Spacetime
Nature doesn’t stand still. Spacetime is Lemu’s 4D schema that organises environmental observations, models, and indicators so they stay consistent, comparable, and decision-ready—no matter the source.
Spacetime defines how nature data is represented, related, and versioned over space and time. It lets organisations combine field data, remote sensing, models, and records into one coherent fabric—ready for analysis, governance, and sharing.
A foundational schema for Nature Intelligence
- 4D by design: every record is anchored in location (x, y, z) and timestamp/period (t).
- Typed & linked: observations, features, events, habitats, and indicators are first-class, linked objects.
- Versioned & auditable: provenance, lineage, and change history are preserved end-to-end.
- Interoperable: aligns with open geospatial and temporal data conventions (e.g., GeoJSON-T concepts and STAC-style cataloguing) for smooth exchange.
Why it matters
- Comparability: like-for-like across sites, projects, and years—turns scattered datasets into a continuous story.
- Scientific integrity: explicit units, methods, and uncertainty keep insights honest and reproducible.
- Operational speed: one schema across teams, tools, and vendors reduces friction and rework.
- Governance & trust: traceable data builds confidence with regulators, investors, and communities.
- Actionable insight: makes complex ecology legible to business systems—so decisions include nature.
Key capabilities
- Spatiotemporal primitives – points, lines, polygons, rasters, volumes; instants and intervals.
- Event & state modelling – distinguish conditions (state) from changes (events) and link causes.
- Provenance & lineage – source, method, model version, and processing steps carried with data.
- Quality & uncertainty – confidence scores, detection limits, gaps clearly encoded.
- Indicators as first-class – pre-defined structures for nature metrics so results are portable.
- Permissions & sharing – fine-grained access so teams can publish openly or keep private.

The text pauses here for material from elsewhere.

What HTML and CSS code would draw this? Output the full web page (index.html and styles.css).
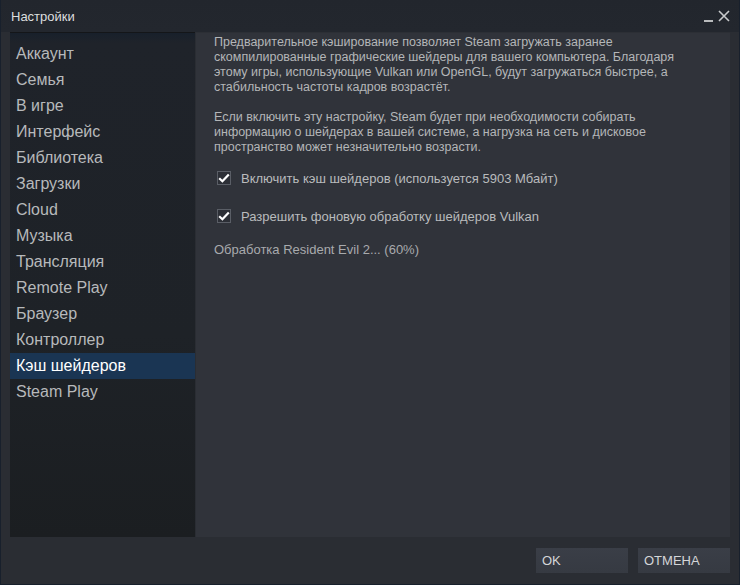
FILE: index.html
```html
<!DOCTYPE html>
<html lang="ru">
<head>
<meta charset="utf-8">
<title>Настройки</title>
<link rel="stylesheet" href="styles.css">
</head>
<body>
<div class="window">
  <div class="titlebar">
    <span class="title">Настройки</span>
    <div class="controls">
      <span class="minimize"></span>
      <svg class="close" width="12" height="12" viewBox="0 0 12 12"><path d="M1 1L11 11M11 1L1 11" stroke="#c8cacc" stroke-width="1.6"/></svg>
    </div>
  </div>
  <div class="main">
    <nav class="sidebar">
      <div class="item">Аккаунт</div>
      <div class="item">Семья</div>
      <div class="item">В игре</div>
      <div class="item">Интерфейс</div>
      <div class="item">Библиотека</div>
      <div class="item">Загрузки</div>
      <div class="item">Cloud</div>
      <div class="item">Музыка</div>
      <div class="item">Трансляция</div>
      <div class="item">Remote Play</div>
      <div class="item">Браузер</div>
      <div class="item">Контроллер</div>
      <div class="item active">Кэш шейдеров</div>
      <div class="item">Steam Play</div>
    </nav>
    <section class="content">
      <p class="para">Предварительное кэширование позволяет Steam загружать заранее скомпилированные графические шейдеры для вашего компьютера. Благодаря этому игры, использующие Vulkan или OpenGL, будут загружаться быстрее, а стабильность частоты кадров возрастёт.</p>
      <p class="para">Если включить эту настройку, Steam будет при необходимости собирать информацию о шейдерах в вашей системе, а нагрузка на сеть и дисковое пространство может незначительно возрасти.</p>
      <label class="check first"><span class="box"><svg width="12" height="10" viewBox="0 0 12 10"><path d="M1.2 5.2L4.4 8.2L10.8 1.4" fill="none" stroke="#ffffff" stroke-width="2.2"/></svg></span>Включить кэш шейдеров (используется 5903 Мбайт)</label>
      <label class="check second"><span class="box"><svg width="12" height="10" viewBox="0 0 12 10"><path d="M1.2 5.2L4.4 8.2L10.8 1.4" fill="none" stroke="#ffffff" stroke-width="2.2"/></svg></span>Разрешить фоновую обработку шейдеров Vulkan</label>
      <div class="status">Обработка Resident Evil 2... (60%)</div>
    </section>
  </div>
  <div class="footer">
    <button class="btn">OK</button>
    <button class="btn">ОТМЕНА</button>
  </div>
</div>
</body>
</html>
```
FILE: styles.css
```css
* { box-sizing: border-box; }
html, body { margin: 0; padding: 0; }
body {
  width: 740px;
  height: 585px;
  background: #1b2330;
  font-family: "Liberation Sans", Arial, sans-serif;
  overflow: hidden;
}
.window {
  width: 740px;
  height: 585px;
  border: 1px solid #18202c;
  border-top: none;
  background: #2a2d33;
  display: flex;
  flex-direction: column;
}
.titlebar {
  height: 32px;
  flex: none;
  display: flex;
  align-items: center;
  justify-content: space-between;
  padding: 0 9px 0 10px;
  background: linear-gradient(#22262d, #23272e);
}
.title {
  color: #dcdedf;
  font-size: 13px;
}
.controls {
  display: flex;
  align-items: center;
  gap: 5px;
}
.minimize {
  width: 9px;
  height: 2px;
  background: #b9bbbd;
  margin-top: 9px;
}
.close { display: block; margin-bottom: 1px; }
.main {
  display: flex;
  height: 505px;
  flex: none;
  margin-left: 9px;
  margin-right: 9px;
  gap: 1px;
}
.sidebar {
  width: 185px;
  flex: none;
  border-top: 1px solid #141619;
  background: linear-gradient(#18202b 0px, #1f232a 10px, #1e2227 60%, #1b1e21 100%);
  padding-top: 8px;
}
.item {
  height: 26px;
  line-height: 26px;
  padding-left: 6px;
  font-size: 16px;
  color: #b7b9bb;
  white-space: nowrap;
}
.item.active {
  background: #1a3553;
  color: #ffffff;
}
.content {
  flex: 1;
  background: #30333a;
  border-top: 1px solid #2c2f35;
  padding: 2px 28px 0 18px;
  color: #b4b6b8;
  font-size: 12.5px;
  line-height: 15px;
}
.para {
  margin: 0 0 15px 0;
}
.check {
  display: flex;
  align-items: center;
  gap: 10px;
  height: 16px;
  font-size: 13px;
  color: #b9bbbd;
}
.check.first { margin-top: 2px; padding-left: 3px; }
.check.second { margin-top: 22px; padding-left: 3px; }
.box {
  width: 14px;
  height: 14px;
  border: 1px solid #5a5e66;
  background: #2c2f36;
  display: flex;
  align-items: center;
  justify-content: center;
}
.box svg { display: block; }
.status {
  margin-top: 18px;
  font-size: 13px;
  color: #a8aaad;
}
.footer {
  flex: 1;
  display: flex;
  justify-content: flex-end;
  align-items: flex-start;
  gap: 10px;
  padding: 11px 9px 0 0;
}
.btn {
  width: 92px;
  height: 25px;
  border: none;
  background: linear-gradient(#3a3e47, #363a42);
  color: #d4d6d8;
  font-family: "Liberation Sans", Arial, sans-serif;
  font-size: 13px;
  text-align: left;
  padding: 0 6px;
}
```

- Standards friendly – plays well with established geospatial/temporal conventions and APIs.
FAQ
Is Spacetime a database or a file format?
Neither. It’s a schema—a shared model for how nature data is structured. We implement it across our stack and expose it via APIs.
Can I use Spacetime without Atlas?
Yes. You can integrate through APIs to push/pull data, or connect your tooling to Spacetime-conformant exports.
How does Spacetime handle uncertainty?
Uncertainty and quality flags are first-class fields attached to each measurement and indicator, with method metadata for reproducibility.
What standards does it support?
Spacetime aligns with open geospatial and temporal conventions (e.g., GeoJSON-T concepts, STAC-style catalogues) and interoperates with common GIS/EO tools.
How does versioning work?
Every dataset and model run carries a unique ID, timestamp, and lineage. Changes are tracked so you can compare states and roll back.
Can we publish subsets publicly?
Yes. Use Atlas Orbis to publish selected layers/indicators while keeping sensitive data private.